En effet, la modernité du poète est visible puisqu’il s’inspire
de la ville, du rythme de la musique et de la peinture cubiste, supprimant la ponctuation de tous ses poèmes.
Toutefois, il respecte une certaine tradition poétique dans la mesure où il propose des poèmes en vers, avec de
nombreuses références mythologiques, tout en évoquant ses sentiments personnels.
Dans ce court poème de
15 vers en alexandrins, Guillaume Apollinaire met en lumière un thème floral avec le titre « colchiques », des
fleurs violettes, vénéneuses, qui fleurissent en automne.
La douceur et la joie se mêlent donc à la tristesse et
même au danger de mort.
Dans la mythologie grecque, le colchique vient de Colchide, située sur les bords de la
mer Noire, patrie de la magicienne et empoisonneuse Médée.

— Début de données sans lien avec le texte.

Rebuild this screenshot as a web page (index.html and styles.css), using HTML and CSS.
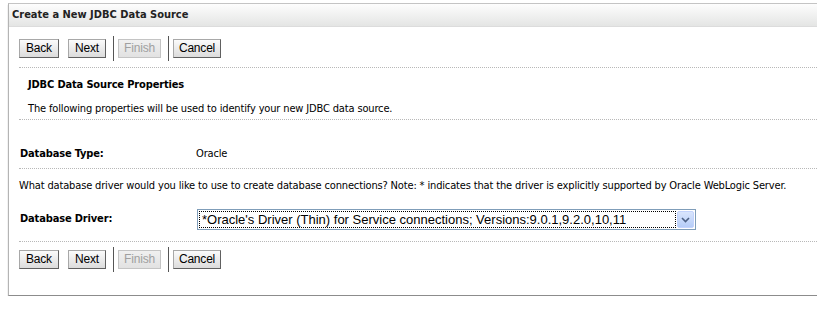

Elle aurait créé cette fleur en versant quelques
gouttes de cette liqueur magique.
Au fil de la lecture, nous comprenons que ces fleurs renvoient à Annie
Playden.
En quoi le cadre bucolique permet l’évocation d’une féminité florale vénéneuse ?
MOUVEMENT 1 : Lien entre un beau paysage empoisonné et les yeux de l’être aimé (v.1 à 7)
vers 1 : Le pré est vénéneux mais joli en automne
Le poème installe un cadre bucolique grâce au champ lexical de la nature : « pré », puis ensuite aux vers
suivants : « vaches », « Le colchique », « lilas », « fleurs ».
La saison de l’automne évoquée au vers 1 et
6 (« en automne », « cet automne ») est souvent associée à la mélancolie, notamment dans l’esthétique
romantique.
Il fait le lien entre sa vie amoureuse, son univers personnel et celui de la saison dans une
sorte de paysage état d’âme.
Cependant, on repère une première contradiction au sein de cette nature avec l’antithèse : « vénéneux
/ joli » qui montre que le colchique associe le venin et la beauté.
On comprendra quelques vers plus loin
que cette colchique désigne une femme-fleur au charme enivrant mais mortel.
vers 2 et 3 : Les vaches y paissant
Lentement s’empoisonnent
L’alexandrin est disloqué et devient deux hexasyllabes ( = vers de six syllabes) : le poème d’Apollinaire
s’apparente alors à un sonnet déstructuré car si on réunit les vers 2 et 3 on retrouve les 14 vers d’un
sonnet en alexandrins traditionnel.
Ce découpage ralentit le rythme du poème à l’image de l’adverbe « lentement » et de l’assonance en
[an] : « paissant / lentement » pouvant suggérer la lenteur avec laquelle le poison se diffuse.
De même
que l’allitération en [v] qui se diffuse dans toute la strophe : « vénéneux », « vaches », « violâtres ».
Les premières victimes des colchiques sont « les vaches ».
On peut voir dans le choix de cet animal
bovin une forme de modernité dans la mesure où l’auteur utilise dans son poème un élément prosaïque
( = quelque chose qui manque de noblesse).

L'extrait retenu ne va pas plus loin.